## Problem details
Restate each of the lines given below, word for word.

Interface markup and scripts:
┄┄┄┄┄┄┄┄┄┄

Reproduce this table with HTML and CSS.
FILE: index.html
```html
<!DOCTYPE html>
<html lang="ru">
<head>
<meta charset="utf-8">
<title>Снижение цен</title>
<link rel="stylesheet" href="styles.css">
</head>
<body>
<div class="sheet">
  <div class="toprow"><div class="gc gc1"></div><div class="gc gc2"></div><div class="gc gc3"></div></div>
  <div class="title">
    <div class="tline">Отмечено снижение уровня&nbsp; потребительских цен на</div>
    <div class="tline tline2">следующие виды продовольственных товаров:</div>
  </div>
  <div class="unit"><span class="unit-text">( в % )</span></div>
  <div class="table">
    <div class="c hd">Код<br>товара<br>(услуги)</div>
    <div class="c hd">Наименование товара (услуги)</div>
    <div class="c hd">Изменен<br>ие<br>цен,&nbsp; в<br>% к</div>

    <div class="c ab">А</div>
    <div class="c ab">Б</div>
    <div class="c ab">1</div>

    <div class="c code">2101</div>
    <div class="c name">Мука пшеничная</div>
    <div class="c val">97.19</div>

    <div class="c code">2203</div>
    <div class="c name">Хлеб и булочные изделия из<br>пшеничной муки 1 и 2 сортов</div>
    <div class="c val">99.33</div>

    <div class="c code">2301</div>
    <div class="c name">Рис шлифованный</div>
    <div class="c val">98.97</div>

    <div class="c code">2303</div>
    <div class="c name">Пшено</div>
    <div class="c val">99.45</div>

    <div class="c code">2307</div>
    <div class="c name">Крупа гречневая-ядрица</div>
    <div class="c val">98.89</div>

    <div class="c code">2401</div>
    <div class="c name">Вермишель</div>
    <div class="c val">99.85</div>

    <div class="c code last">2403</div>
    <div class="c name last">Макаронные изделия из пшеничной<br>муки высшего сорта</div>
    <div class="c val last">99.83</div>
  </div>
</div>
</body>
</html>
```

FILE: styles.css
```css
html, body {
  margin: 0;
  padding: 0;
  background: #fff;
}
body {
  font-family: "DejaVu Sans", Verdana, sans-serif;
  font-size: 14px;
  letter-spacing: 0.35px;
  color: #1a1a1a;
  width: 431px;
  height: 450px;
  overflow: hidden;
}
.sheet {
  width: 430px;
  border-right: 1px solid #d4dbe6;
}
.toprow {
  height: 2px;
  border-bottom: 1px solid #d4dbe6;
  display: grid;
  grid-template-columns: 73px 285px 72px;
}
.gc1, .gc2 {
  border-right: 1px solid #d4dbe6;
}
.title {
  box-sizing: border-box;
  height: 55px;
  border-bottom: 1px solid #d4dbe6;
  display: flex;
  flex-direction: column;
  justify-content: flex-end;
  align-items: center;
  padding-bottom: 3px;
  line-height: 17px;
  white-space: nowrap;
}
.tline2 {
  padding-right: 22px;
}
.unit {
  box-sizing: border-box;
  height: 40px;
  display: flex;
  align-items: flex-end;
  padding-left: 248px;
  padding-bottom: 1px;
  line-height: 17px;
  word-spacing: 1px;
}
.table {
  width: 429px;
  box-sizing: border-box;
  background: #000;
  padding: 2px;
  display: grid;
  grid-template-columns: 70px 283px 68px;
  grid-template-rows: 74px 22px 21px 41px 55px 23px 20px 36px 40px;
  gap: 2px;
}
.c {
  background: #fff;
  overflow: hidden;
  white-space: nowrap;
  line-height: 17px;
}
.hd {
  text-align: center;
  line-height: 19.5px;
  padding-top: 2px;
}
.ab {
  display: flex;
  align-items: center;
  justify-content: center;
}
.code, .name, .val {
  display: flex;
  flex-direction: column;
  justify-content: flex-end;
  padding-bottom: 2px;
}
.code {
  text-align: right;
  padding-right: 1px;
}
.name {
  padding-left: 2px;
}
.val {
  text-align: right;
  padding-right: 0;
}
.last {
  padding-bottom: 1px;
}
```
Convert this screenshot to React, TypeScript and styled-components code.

┄┄┄┄┄┄┄┄┄┄

## Expected output
Reproduce this table with HTML and CSS.
FILE: index.html
```html
<!DOCTYPE html>
<html lang="ru">
<head>
<meta charset="utf-8">
<title>Снижение цен</title>
<link rel="stylesheet" href="styles.css">
</head>
<body>
<div class="sheet">
  <div class="toprow"><div class="gc gc1"></div><div class="gc gc2"></div><div class="gc gc3"></div></div>
  <div class="title">
    <div class="tline">Отмечено снижение уровня&nbsp; потребительских цен на</div>
    <div class="tline tline2">следующие виды продовольственных товаров:</div>
  </div>
  <div class="unit"><span class="unit-text">( в % )</span></div>
  <div class="table">
    <div class="c hd">Код<br>товара<br>(услуги)</div>
    <div class="c hd">Наименование товара (услуги)</div>
    <div class="c hd">Изменен<br>ие<br>цен,&nbsp; в<br>% к</div>

    <div class="c ab">А</div>
    <div class="c ab">Б</div>
    <div class="c ab">1</div>

    <div class="c code">2101</div>
    <div class="c name">Мука пшеничная</div>
    <div class="c val">97.19</div>

    <div class="c code">2203</div>
    <div class="c name">Хлеб и булочные изделия из<br>пшеничной муки 1 и 2 сортов</div>
    <div class="c val">99.33</div>

    <div class="c code">2301</div>
    <div class="c name">Рис шлифованный</div>
    <div class="c val">98.97</div>

    <div class="c code">2303</div>
    <div class="c name">Пшено</div>
    <div class="c val">99.45</div>

    <div class="c code">2307</div>
    <div class="c name">Крупа гречневая-ядрица</div>
    <div class="c val">98.89</div>

    <div class="c code">2401</div>
    <div class="c name">Вермишель</div>
    <div class="c val">99.85</div>

    <div class="c code last">2403</div>
    <div class="c name last">Макаронные изделия из пшеничной<br>муки высшего сорта</div>
    <div class="c val last">99.83</div>
  </div>
</div>
</body>
</html>
```

FILE: styles.css
```css
html, body {
  margin: 0;
  padding: 0;
  background: #fff;
}
body {
  font-family: "DejaVu Sans", Verdana, sans-serif;
  font-size: 14px;
  letter-spacing: 0.35px;
  color: #1a1a1a;
  width: 431px;
  height: 450px;
  overflow: hidden;
}
.sheet {
  width: 430px;
  border-right: 1px solid #d4dbe6;
}
.toprow {
  height: 2px;
  border-bottom: 1px solid #d4dbe6;
  display: grid;
  grid-template-columns: 73px 285px 72px;
}
.gc1, .gc2 {
  border-right: 1px solid #d4dbe6;
}
.title {
  box-sizing: border-box;
  height: 55px;
  border-bottom: 1px solid #d4dbe6;
  display: flex;
  flex-direction: column;
  justify-content: flex-end;
  align-items: center;
  padding-bottom: 3px;
  line-height: 17px;
  white-space: nowrap;
}
.tline2 {
  padding-right: 22px;
}
.unit {
  box-sizing: border-box;
  height: 40px;
  display: flex;
  align-items: flex-end;
  padding-left: 248px;
  padding-bottom: 1px;
  line-height: 17px;
  word-spacing: 1px;
}
.table {
  width: 429px;
  box-sizing: border-box;
  background: #000;
  padding: 2px;
  display: grid;
  grid-template-columns: 70px 283px 68px;
  grid-template-rows: 74px 22px 21px 41px 55px 23px 20px 36px 40px;
  gap: 2px;
}
.c {
  background: #fff;
  overflow: hidden;
  white-space: nowrap;
  line-height: 17px;
}
.hd {
  text-align: center;
  line-height: 19.5px;
  padding-top: 2px;
}
.ab {
  display: flex;
  align-items: center;
  justify-content: center;
}
.code, .name, .val {
  display: flex;
  flex-direction: column;
  justify-content: flex-end;
  padding-bottom: 2px;
}
.code {
  text-align: right;
  padding-right: 1px;
}
.name {
  padding-left: 2px;
}
.val {
  text-align: right;
  padding-right: 0;
}
.last {
  padding-bottom: 1px;
}
```
Convert this screenshot to React, TypeScript and styled-components code.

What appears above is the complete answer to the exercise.